Given instruction:
How many lines of the data include the string "components"? State the number and nothing else.

Given information:
********************

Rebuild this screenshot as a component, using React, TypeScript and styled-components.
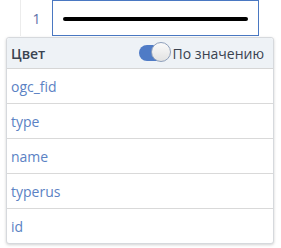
import styled, { createGlobalStyle } from "styled-components";

const Global = createGlobalStyle`
  body {
    margin: 0;
    background: #fff;
    font-family: "Open Sans", "Noto Sans", sans-serif;
  }
`;

const fields = ["ogc_fid", "type", "name", "typerus", "id"];

function App() {
  return (
    <>
      <Global />
      <Page>
        <TopRow>
          <IndexCell>1</IndexCell>
          <LineCell>
            <LineSample />
          </LineCell>
        </TopRow>
        <Panel>
          <Header>
            <HeaderTitle>Цвет</HeaderTitle>
            <ToggleWrap>
              <Track>
                <Knob />
              </Track>
              <ToggleLabel>По значению</ToggleLabel>
            </ToggleWrap>
          </Header>
          {fields.map((f) => (
            <Row key={f}>{f}</Row>
          ))}
        </Panel>
      </Page>
    </>
  );
}

export default App;

const Page = styled.div`
  position: relative;
  width: 281px;
  height: 248px;
  overflow: hidden;
`;

const TopRow = styled.div`
  display: flex;
  height: 36px;
  margin-left: 20px;
`;

const IndexCell = styled.div`
  width: 31px;
  border-left: 1px solid #ececec;
  display: flex;
  align-items: center;
  justify-content: center;
  font-size: 14px;
  color: #5a6fa8;
`;

const LineCell = styled.div`
  width: 207px;
  border: 1px solid #4a78c2;
  display: flex;
  align-items: center;
  padding: 0 10px;
  box-sizing: border-box;
  height: 36px;
`;

const LineSample = styled.div`
  flex: 1;
  height: 4px;
  border-radius: 2px;
  background: #000;
  margin-top: 1px;
`;

const Panel = styled.div`
  position: absolute;
  left: 6px;
  top: 37px;
  width: 268px;
  border: 1px solid #d6d9dd;
  border-radius: 3px;
  background: #fff;
  box-shadow: 0 1px 3px rgba(0, 0, 0, 0.18);
  box-sizing: border-box;
`;

const Header = styled.div`
  height: 30px;
  background: #eef2f6;
  border-bottom: 1px solid #d6d6d6;
  display: flex;
  align-items: center;
  justify-content: space-between;
  padding: 0 9px 0 4px;
  border-radius: 3px 3px 0 0;
`;

const HeaderTitle = styled.span`
  font-size: 14px;
  font-weight: 600;
  color: #3a4350;
`;

const ToggleWrap = styled.div`
  display: flex;
  align-items: center;
  gap: 4px;
`;

const Track = styled.div`
  position: relative;
  width: 30px;
  height: 16px;
  border-radius: 8px;
  background: #4f7bc6;
`;

const Knob = styled.div`
  position: absolute;
  right: -2px;
  top: -3px;
  width: 20px;
  height: 20px;
  box-sizing: border-box;
  border-radius: 50%;
  background: linear-gradient(#fafafa, #e2e2e2);
  border: 1px solid #8fa0bb;
`;

const ToggleLabel = styled.span`
  font-size: 14px;
  color: #3a4350;
`;

const Row = styled.div`
  height: 34px;
  display: flex;
  align-items: center;
  padding-left: 4px;
  font-size: 14px;
  color: #5b82c4;
  border-bottom: 1px solid #d9d9d9;
  &:last-child {
    border-bottom: none;
  }
`;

********************

Answer to the exercise:
2